Brewin'Upastorm, despite his fall, is said to be fine and likely to head for the Ballymore. Hopefully this fall doesn’t leave a mental mark, because he is a likable horse who clearly enjoys his racing. Although he didn’t complete, it looked like he was about to improve (slightly) on his run behind Champ in the Challow Novices’ Hurdle.

As for Jarveys Plate, I won’t be giving up on him. He was clearly below his best, maybe a third run in six weeks catching up on him. Paddy Brennan never looked happy at any stage; his mount not travelling like he did 26 days previous. Keep the faith.

STRONG HANDICAP FORM TO FOLLOW COME MARCH

Finally, the two handicap chases on the card won by Kildisart (Timeform Novices' Handicap Chase) and Siruh Du Lac (Spectra Cyber Security Solutions Trophy Handicap Chase) are two pieces of handicap form to keep onside for the remainder of the season.

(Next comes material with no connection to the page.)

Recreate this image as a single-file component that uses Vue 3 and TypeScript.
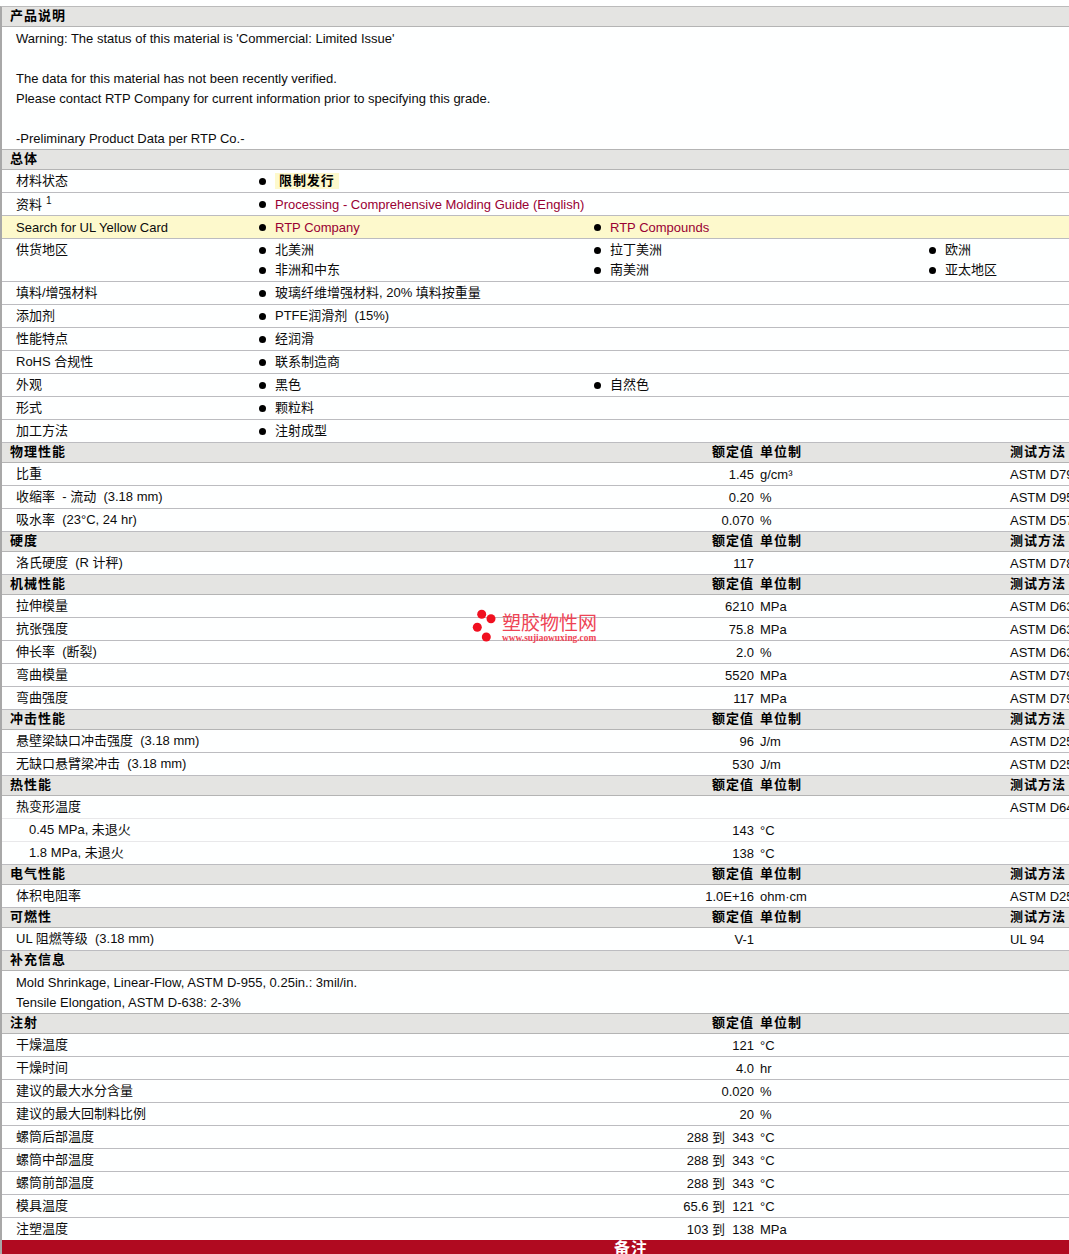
<script setup lang="ts">
interface Row { label: string; indent?: boolean; light?: boolean; val?: string; unit?: string; test?: string }
interface Section { title: string; head?: boolean; noTest?: boolean; rows?: Row[]; notes?: string[] }
const warn: string[] = [
  "Warning: The status of this material is 'Commercial: Limited Issue'",
  '\u00a0',
  'The data for this material has not been recently verified.',
  'Please contact RTP Company for current information prior to specifying this grade.',
  '\u00a0',
  '-Preliminary Product Data per RTP Co.-',
]
interface Gen { label: string; sup?: string; yellow?: boolean; link?: boolean; tag?: boolean; items: string[] }
const general: Gen[] = [
  { label: '材料状态', tag: true, items: ['限制发行'] },
  { label: '资料', sup: '1', link: true, items: ['Processing - Comprehensive Molding Guide (English)'] },
  { label: 'Search for UL Yellow Card', yellow: true, link: true, items: ['RTP Company', 'RTP Compounds'] },
  { label: '供货地区', items: ['北美洲', '拉丁美洲', '欧洲', '非洲和中东', '南美洲', '亚太地区'] },
  { label: '填料/增强材料', items: ['玻璃纤维增强材料, 20% 填料按重量'] },
  { label: '添加剂', items: ['PTFE润滑剂\u00a0 (15%)'] },
  { label: '性能特点', items: ['经润滑'] },
  { label: 'RoHS 合规性', items: ['联系制造商'] },
  { label: '外观', items: ['黑色', '自然色'] },
  { label: '形式', items: ['颗粒料'] },
  { label: '加工方法', items: ['注射成型'] },
]
const sections: Section[] = [
  { title: '物理性能', head: true, rows: [
    { label: '比重', val: '1.45', unit: 'g/cm³', test: 'ASTM D792' },
    { label: '收缩率\u00a0 - 流动\u00a0 (3.18 mm)', val: '0.20', unit: '%', test: 'ASTM D955' },
    { label: '吸水率\u00a0 (23°C, 24 hr)', val: '0.070', unit: '%', test: 'ASTM D570' },
  ] },
  { title: '硬度', head: true, rows: [
    { label: '洛氏硬度\u00a0 (R 计秤)', val: '117', test: 'ASTM D785' },
  ] },
  { title: '机械性能', head: true, rows: [
    { label: '拉伸模量', val: '6210', unit: 'MPa', test: 'ASTM D638' },
    { label: '抗张强度', val: '75.8', unit: 'MPa', test: 'ASTM D638' },
    { label: '伸长率\u00a0 (断裂)', val: '2.0', unit: '%', test: 'ASTM D638' },
    { label: '弯曲模量', val: '5520', unit: 'MPa', test: 'ASTM D790' },
    { label: '弯曲强度', val: '117', unit: 'MPa', test: 'ASTM D790' },
  ] },
  { title: '冲击性能', head: true, rows: [
    { label: '悬壁梁缺口冲击强度\u00a0 (3.18 mm)', val: '96', unit: 'J/m', test: 'ASTM D256' },
    { label: '无缺口悬臂梁冲击\u00a0 (3.18 mm)', val: '530', unit: 'J/m', test: 'ASTM D256' },
  ] },
  { title: '热性能', head: true, rows: [
    { label: '热变形温度', light: true, test: 'ASTM D648' },
    { label: '0.45 MPa, 未退火', indent: true, light: true, val: '143', unit: '°C' },
    { label: '1.8 MPa, 未退火', indent: true, val: '138', unit: '°C' },
  ] },
  { title: '电气性能', head: true, rows: [
    { label: '体积电阻率', val: '1.0E+16', unit: 'ohm·cm', test: 'ASTM D257' },
  ] },
  { title: '可燃性', head: true, rows: [
    { label: 'UL 阻燃等级\u00a0 (3.18 mm)', val: 'V-1', test: 'UL 94' },
  ] },
  { title: '补充信息', notes: ['Mold Shrinkage, Linear-Flow, ASTM D-955, 0.25in.: 3mil/in.', 'Tensile Elongation, ASTM D-638: 2-3%'] },
  { title: '注射', head: true, noTest: true, rows: [
    { label: '干燥温度', val: '121', unit: '°C' },
    { label: '干燥时间', val: '4.0', unit: 'hr' },
    { label: '建议的最大水分含量', val: '0.020', unit: '%' },
    { label: '建议的最大回制料比例', val: '20', unit: '%' },
    { label: '螺筒后部温度', val: '288 到\u00a0 343', unit: '°C' },
    { label: '螺筒中部温度', val: '288 到\u00a0 343', unit: '°C' },
    { label: '螺筒前部温度', val: '288 到\u00a0 343', unit: '°C' },
    { label: '模具温度', val: '65.6 到\u00a0 121', unit: '°C' },
    { label: '注塑温度', val: '103 到\u00a0 138', unit: 'MPa' },
  ] },
]
</script>

<template>
  <div class="page">
    <div class="sheet">
      <div class="sec"><span class="stitle">产品说明</span></div>
      <div class="desc"><div v-for="(w, i) in warn" :key="i" class="dline">{{ w }}</div></div>

      <div class="sec"><span class="stitle">总体</span></div>
      <div v-for="g in general" :key="g.label" class="gen" :class="{ yellow: g.yellow }">
        <div class="glabel" :class="{ lowered: g.sup || g.yellow }">{{ g.label }}<sup v-if="g.sup">{{ g.sup }}</sup></div>
        <ul class="gitems">
          <li v-for="it in g.items" :key="it" :class="{ link: g.link }">
            <span class="dot"></span><span class="itext" :class="{ tag: g.tag }">{{ it }}</span>
          </li>
        </ul>
      </div>

      <template v-for="s in sections" :key="s.title">
        <div class="sec">
          <span class="stitle">{{ s.title }}</span>
          <template v-if="s.head">
            <span class="val">额定值</span><span class="unit">单位制</span>
            <span class="test"><template v-if="!s.noTest">测试方法</template></span>
          </template>
        </div>
        <div v-if="s.notes" class="notes"><div v-for="n in s.notes" :key="n" class="dline">{{ n }}</div></div>
        <div v-for="r in s.rows" :key="r.label" class="row" :class="{ light: r.light }">
          <span class="stitle" :class="{ indent: r.indent }">{{ r.label }}</span>
          <span class="val">{{ r.val }}</span><span class="unit">{{ r.unit }}</span><span class="test">{{ r.test }}</span>
        </div>
      </template>
      <div class="red">备注</div>
    </div>

    <div class="mark">
      <svg class="dots" width="26" height="34" viewBox="0 0 26 34">
        <circle cx="9.7" cy="5.3" r="4.5" fill="#f01020" />
        <circle cx="19" cy="9.7" r="4.5" fill="#f01020" />
        <circle cx="5.3" cy="18.3" r="4.5" fill="#f01020" />
        <circle cx="14.3" cy="28" r="4.5" fill="#f01020" />
      </svg>
      <div class="mtext">
        <div class="mcn">塑胶物性网</div>
        <div class="men">www.sujiaowuxing.com</div>
      </div>
    </div>
  </div>
</template>

<style>
html, body { margin: 0; background: #feffff; overflow: hidden; }
</style>

<style scoped>
.page {
  position: relative;
  width: 1069px;
  height: 1254px;
  overflow: hidden;
  padding-top: 6px;
  box-sizing: border-box;
  font: 13px/20px "Liberation Sans", "Noto Sans CJK SC", sans-serif;
  color: #0c0c0c;
}
.sheet {
  border-left: 2px solid #a8a8a8;
  width: 1258px;
  box-sizing: border-box;
  border-top: 1px solid #bbb;
}
.sec {
  display: flex;
  height: 19px;
  line-height: 18px;
  background: #e4e4e2;
  border-bottom: 1px solid #b4b4b4;
  font-weight: 700;
  letter-spacing: 1px;
  color: #000;
}
.desc { padding: 2px 0 0 14px; height: 120px; border-bottom: 1px solid #b4b4b4; }
.notes { padding: 2px 0 0 14px; height: 40px; border-bottom: 1px solid #b4b4b4; }
.dline { height: 20px; white-space: nowrap; }
.gen {
  display: flex;
  border-bottom: 1px solid #bcbcc0;
  padding: 1px 0;
  min-height: 20px;
}
.yellow { background: #fdf9cc; }
.glabel { width: 244px; padding-left: 14px; flex: none; white-space: nowrap; }
.lowered { padding-top: 1px; height: 19px; }
sup { font-size: 10px; line-height: 0; margin-left: 4px; vertical-align: 5px; }
.gitems {
  list-style: none;
  margin: 0;
  padding: 0;
  display: grid;
  grid-template-columns: 335px 335px 335px;
  grid-auto-rows: 20px;
}
.gitems li { display: flex; align-items: center; white-space: nowrap; }
.dot {
  width: 7px;
  height: 7px;
  border-radius: 50%;
  background: #000;
  margin: 0 9px 0 -1px;
  flex: none;
}
.link { color: #990033; }
.link .itext { padding-top: 2px; }
.tag {
  font-weight: 700;
  letter-spacing: 0.9px;
  background: #fdf9cc;
  padding: 0 4px;
  line-height: 16px;
  color: #000;
}
.row {
  display: flex;
  height: 22px;
  line-height: 21px;
  border-bottom: 1px solid #bcbcc0;
}
.row.light { border-bottom-color: #e8e8ea; }
.stitle { width: 650px; flex: none; padding-left: 14px; box-sizing: border-box; white-space: nowrap; }
.sec .stitle { padding-left: 8px; }
.row .indent { padding-left: 27px; }
.val { width: 102px; flex: none; text-align: right; white-space: nowrap; }
.unit { width: 256px; flex: none; padding-left: 6px; box-sizing: border-box; white-space: nowrap; }
.test { flex: none; white-space: nowrap; }
.row .val, .row .unit, .row .test { line-height: 23px; }
.red {
  background: #b00a20;
  color: #fff;
  font-size: 16px;
  font-weight: 700;
  letter-spacing: 1px;
  height: 20px;
  line-height: 18px;
  margin-top: -1px;
  padding-left: 2px;
  position: relative;
  text-align: center;
}
.mark {
  position: absolute;
  left: 472px;
  top: 609px;
  display: flex;
  gap: 4px;
  color: #ee4455;
}
.dots { display: block; }
.mtext { padding-top: 5px; }
.mcn { font-size: 19px; line-height: 20px; font-weight: 400; }
.men { font: 700 9.4px/8px "Liberation Serif", serif; }
</style>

In both races, the front two home came clear of inform horses, which is always a positive sign. Despite making a couple of novicey errors, it’s a sign of the natural ability (and maybe being well-handicapped) Kildisart possesses that he managed to win so well. Despite those mistakes, he came there travelling sweetly in the latter part of the race, put it to bed when asked and was value for more than the 2-length winning margin given he idled. 

Given Kildisart nearly ducked left to go out and run another lap, only to be stopped by the new measures in place, it's maybe another sign that he had plenty in the tank. He continued the great recent run for trainer Ben Pauling, and I get the feeling this is a horse who will continue to get better as the years go on. 

The runner-up, the brilliant jumping novice Highway One O One would be of serious interest in the opening day’s Close Brothers Novices' Handicap Chase if the handicapper allows him to go that way.

Siruh Du Lac was another to impress in the jumping department as he fended off the challenge of the nicely backed Janika. He is another who could run in the Close Brothers Novices' Handicap Chase while Janika wouldn’t be out of place in the Ryanair on this evidence.

It remains to be seen if both will be as effective on faster spring ground; the only potential concerns in two cracking runs.